Prato, 31 marzo 2023 – Sette persone sono state rinviate a giudizio con l’accusa di omicidio colposo aggravato per la morte di Sofia Bernkopf, la 12enne di Parma morta il 17 luglio 2019 all’Opa di Massa quattro giorni dopo l’incidente in una piscina del bagno “Texas“ di Marina di Pietrasanta. A causa dei capelli rimasti impigliati nel bocchettone di aspirazione non riuscì a risalire in superficie e andò in arresto cardiaco, rendendo vani i tentativi di salvarla viste le gravissime condizioni in cui arrivò in ospedale. La richiesta di rinvio a giudizio era stata notificata il 18 marzo dal pm Salvatore Giannino al gup Alessandro Trinci, il quale ieri al Tribunale di Lucca l’ha accolta disponendo il processo per i sette indagati.
Si tratta dei quattro proprietari del “Texas“, ossia Simonetta ed Elisabetta Cafissi con i mariti Giampiero Livi e Mario Marchi, tutti residenti a Prato, i bagnini Emanuele Fulceri di Viareggio e Thomas Bianchi di Camaiore, e il costruttore della piscina Enrico Lenzi, domiciliato a Massa e Cozzile (Pt). Lunghissima la lista delle contestazioni mosse all’indirizzo degli imputati, a partire dall’assenza di un defibrillatore – poi prestato da uno stabilimento limitrofo – e la lontananza del personale di salvataggio rispetto alla postazione di sorveglianza.
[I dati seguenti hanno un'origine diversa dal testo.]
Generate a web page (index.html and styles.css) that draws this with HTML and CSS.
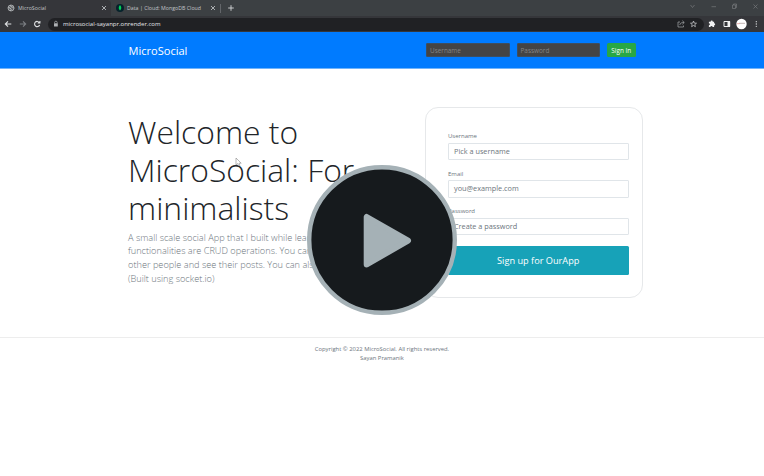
FILE: index.html
```html
<!DOCTYPE html>
<html lang="en">
<head>
<meta charset="utf-8">
<title>MicroSocial</title>
<link rel="stylesheet" href="styles.css">
</head>
<body>
<div class="tabs">
  <div class="tab active">
    <svg class="fav" viewBox="0 0 8 8"><circle cx="4" cy="4" r="3" fill="#5d6063" stroke="#b3b6b9" stroke-width=".8"/><path d="M1.2 3.2 3 4 4.2 5.4 3.3 7M3.4 1.2 4 2.8 5.7 3 6.8 4.3" fill="none" stroke="#b3b6b9" stroke-width="1"/></svg>
    <span class="tab-title">MicroSocial</span>
    <svg class="close" viewBox="0 0 6 6"><path d="M1 1 5 5M5 1 1 5" stroke="#c9cbce" stroke-width=".8"/></svg>
  </div>
  <div class="tab second">
    <svg class="fav" viewBox="0 0 8 8"><circle cx="4" cy="4" r="4" fill="#06212b"/><path d="M4 1C5.9 3 5.6 5 4 6.6 2.4 5 2.1 3 4 1Z" fill="#00d45a"/></svg>
    <span class="tab-title">Data | Cloud: MongoDB Cloud</span>
    <svg class="close" viewBox="0 0 6 6"><path d="M1 1 5 5M5 1 1 5" stroke="#c9cbce" stroke-width=".8"/></svg>
  </div>
  <svg class="plus" viewBox="0 0 8 8"><path d="M4 1.2V6.8M1.2 4H6.8" stroke="#d5d7d9" stroke-width=".9"/></svg>
  <svg class="window-controls" viewBox="0 0 76 16" fill="none" stroke="#75787b" stroke-width=".7"><path d="M2.5 5 4.5 7.5 6.5 5M23.5 6.7H28M44.5 5H47.5V8.5H44.5ZM45.5 5V4H48.5V7.5H47.5M65.5 4.5 69.5 8.5M69.5 4.5 65.5 8.5"/></svg>
</div>
<div class="toolbar">
  <svg class="nav-icons" viewBox="0 0 48 16" fill="none" stroke-width="1.1"><path d="M11.3 8H5.5M8 5.3 5.3 8 8 10.7" stroke="#dfe1e3"/><path d="M19.8 8H25.5M23 5.3 25.7 8 23 10.7" stroke="#7b7e82"/><path d="M39.3 6.5A2.6 2.6 0 1 0 39.6 9M39.9 4.9V7H37.7" stroke="#dfe1e3"/></svg>
  <div class="address">
    <svg class="lock" viewBox="0 0 6 8"><path d="M1.6 3.5V2.5A1.3 1.3 0 0 1 4.2 2.5V3.5" fill="none" stroke="#aeb1b4" stroke-width=".7"/><rect x="1" y="3.3" width="3.8" height="3.3" rx=".4" fill="#aeb1b4"/></svg>
    <span class="url">microsocial-sayanpr.onrender.com</span>
    <svg class="page-actions" viewBox="0 0 24 16" fill="none" stroke="#a3a6a9" stroke-width=".7"><path d="M4 6H2V11H7.5V9.5M3.8 9C4 7 5.5 6.500 8 6.5M6.3 4.7 8.3 6.5 6.3 8.3"/><path stroke="#d4d6d8" d="M17.5 5 18.3 7.1 20.5 7.2 18.800 8.6 19.4 10.7 17.5 9.5 15.6 10.7 16.2 8.6 14.5 7.2 16.7 7.1Z"/></svg>
  </div>
  <svg class="extensions" viewBox="0 0 60 16"><path d="M5.5 5.7H6.6A1.1 1.1 0 0 1 8.8 5.7H10.1V7.2A1.1 1.1 0 0 1 10.1 9.4V11H8.6A1.1 1.1 0 0 0 6.4 11H4.9V9.3A1 1 0 0 0 4.9 7.3V5.7Z" fill="#f1f2f3"/><path d="M20 5.5H25.7V10.5H20Z" fill="none" stroke="#f1f2f3"/><path d="M23.5 5H26V11H23.5Z" fill="#f1f2f3"/><circle cx="37.5" cy="8" r="5.2" fill="#fff"/><path d="M35 7.3H41" stroke="#988383" stroke-width=".6"/><path d="M33 7.7H35.500" stroke="#df7272" stroke-width=".6"/><g fill="#d8dadc"><circle cx="52.3" cy="5.7" r=".65"/><circle cx="52.3" cy="8" r=".65"/><circle cx="52.3" cy="10.3" r=".65"/></g></svg>
</div>
<header class="site-header">
  <div class="container header-row">
    <span class="brand">MicroSocial</span>
    <form class="login">
      <span class="login-field">Username</span>
      <span class="login-field">Password</span>
      <span class="sign-in">Sign In</span>
    </form>
  </div>
</header>
<main class="container hero">
  <section class="intro">
    <h1>Welcome to<br>MicroSocial: For<br>minimalists</h1>
    <p>A small scale social App that I built while learning. Main<br>functionalities are CRUD operations. You can follow<br>other people and see their posts. You can also chat.<br>(Built using socket.io)</p>
  </section>
  <form class="card">
    <label>Username</label>
    <div class="field">Pick a username</div>
    <label>Email</label>
    <div class="field">you@example.com</div>
    <label>Password</label>
    <div class="field">Create a password</div>
    <div class="sign-up">Sign up for OurApp</div>
  </form>
</main>
<footer>Copyright © 2022 MicroSocial. All rights reserved.<br>Sayan Pramanik</footer>
<svg class="cursor" viewBox="0 0 7 10"><path d="M1 1V8L2.7 6.5 3.8 9 5 8.5 4 6.2H6.2Z" fill="#fff" stroke="#888" stroke-width=".6"/></svg>
<svg class="play" viewBox="0 0 150 150"><circle cx="75" cy="75" r="72.8" fill="#161a1d" stroke="#a5b1b6" stroke-width="4.4"/><path d="M59.700 52V99.500L101 75.600Z" fill="#a5b1b6" stroke="#a5b1b6" stroke-width="6" stroke-linejoin="round"/></svg>
</body>
</html>
```
FILE: styles.css
```css
* { box-sizing: border-box; }
body { margin: 0; height: 476px; overflow: hidden; position: relative; background: #fff; font-family: "Open Sans", sans-serif; color: #212529; }
svg { display: block; flex: none; }
.tabs { height: 16px; display: flex; align-items: center; background: #3c4043; font-size: 5.25px; color: #c3c6c9; }
.tab { display: flex; align-items: center; height: 16px; }
.active { width: 111px; background: #35363a; padding: 0 4px 0 7px; border-radius: 0 4px 0 0; }
.second { width: 110px; padding: 0 4px 0 5px; border-right: 1px solid #63666a; height: 9px; }
.fav { width: 8px; height: 8px; margin-right: 3px; }
.tab-title { flex: 1; white-space: nowrap; }
.close { width: 6px; height: 6px; }
.plus { width: 8px; height: 8px; margin-left: 6px; }
.window-controls { width: 76px; height: 16px; margin-left: auto; }
.toolbar { height: 16px; display: flex; align-items: center; background: #35363a; }
.nav-icons { width: 48px; height: 16px; }
.address { flex: 1; height: 13px; border-radius: 7px; background: #202124; display: flex; align-items: center; padding-left: 5px; }
.lock { width: 6px; height: 8px; margin-right: 4px; }
.url { font-size: 6px; color: #e5e7e9; }
.page-actions { width: 24px; height: 16px; margin-left: auto; margin-right: 4px; }
.extensions { width: 60px; height: 16px; }
.site-header { height: 37px; background: #007bff; border-bottom: 1px solid #70b4fb; }
.container { width: 514.5px; margin-left: 128px; }
.header-row { display: flex; align-items: center; justify-content: space-between; height: 36px; padding-right: 7px; }
.brand { color: #fff; font-size: 11.05px; padding-left: .5px; }
.login { display: flex; gap: 7px; }
.login-field { width: 83.5px; height: 14px; background: #444; border: 1px solid #3e4e5f; border-radius: 1px; color: #858585; font-size: 6.4px; line-height: 13px; padding-left: 3px; }
.sign-in { width: 28.5px; height: 14px; background: #28a745; border-radius: 1.5px; color: #fff; font-size: 6.4px; line-height: 15px; text-align: center; font-weight: 500; }
.hero { height: 268px; padding-top: 38px; display: flex; justify-content: space-between; }
.intro { padding-top: 5.5px; white-space: nowrap; }
h1 { margin: 0; font-size: 31.85px; line-height: 38.2px; font-weight: 300; }
p { margin: 3.4px 0 0; color: #6c757d; font-size: 9.2px; line-height: 13.8px; font-weight: 300; }
.card { width: 217.5px; height: 191px; border: 1px solid #e6e8ea; border-radius: 13px; padding: 23px 13px 0 22px; }
label { display: block; height: 11.5px; line-height: 10px; font-size: 6px; color: #6c757d; }
.field { height: 17.5px; margin-bottom: 8.5px; border: 1px solid #e0e5e9; border-radius: 1px; line-height: 15.5px; padding-left: 5px; font-size: 7.3px; color: #6c757d; }
.sign-up { height: 29px; margin-top: 11px; border-radius: 1.5px; background: #17a2b8; color: #fff; font-size: 9.2px; line-height: 29px; text-align: center; }
footer { border-top: 1px solid #ededed; padding-top: 7px; text-align: center; color: #6c757d; font-size: 5.87px; line-height: 9px; }
.cursor { position: absolute; left: 234.5px; top: 157px; width: 7px; height: 10px; }
.play { position: absolute; left: 307px; top: 165px; width: 150px; height: 150px; }
```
Non a caso il pm Giannino aveva parlato di "
negligenza, imprudenza, imperizia e con violazione delle norme di sicurezza" , alludendo sia all’omissione della vigilanza sia all’assenza di controlli su tutti i componenti dell’impianto, incluso il non funzionamento del telecomando che consente di bloccare a distanza l’idromassaggio, profondo appena 80 centimetri.Partendo dai bagnini, Bianchi (apprendista) è accusato di non aver impedito l’incidente essendosi allontanato dalla postazione, e Fulceri (tutor) di non aver fornito a Bianchi le conoscenze necessarie per esercitare l’attività di bagnino, non averlo affiancato e non aver garantito il corretto funzionamento dell’impianto. Lenzi, come fornitore e installatore della piscina idromassaggio, è accusato di non aver rispettato né i requisiti richiesti in merito al test di intrappolamento dei capelli né i principi di prevenzione. I proprietari, infine, di non aver nominato un responsabile agli impianti tecnologici e di non aver garantito i requisiti richiesti dalle norme, cosa che avrebbe consentito di scongiurare la tragedia. Prima udienza il 20 ottobre.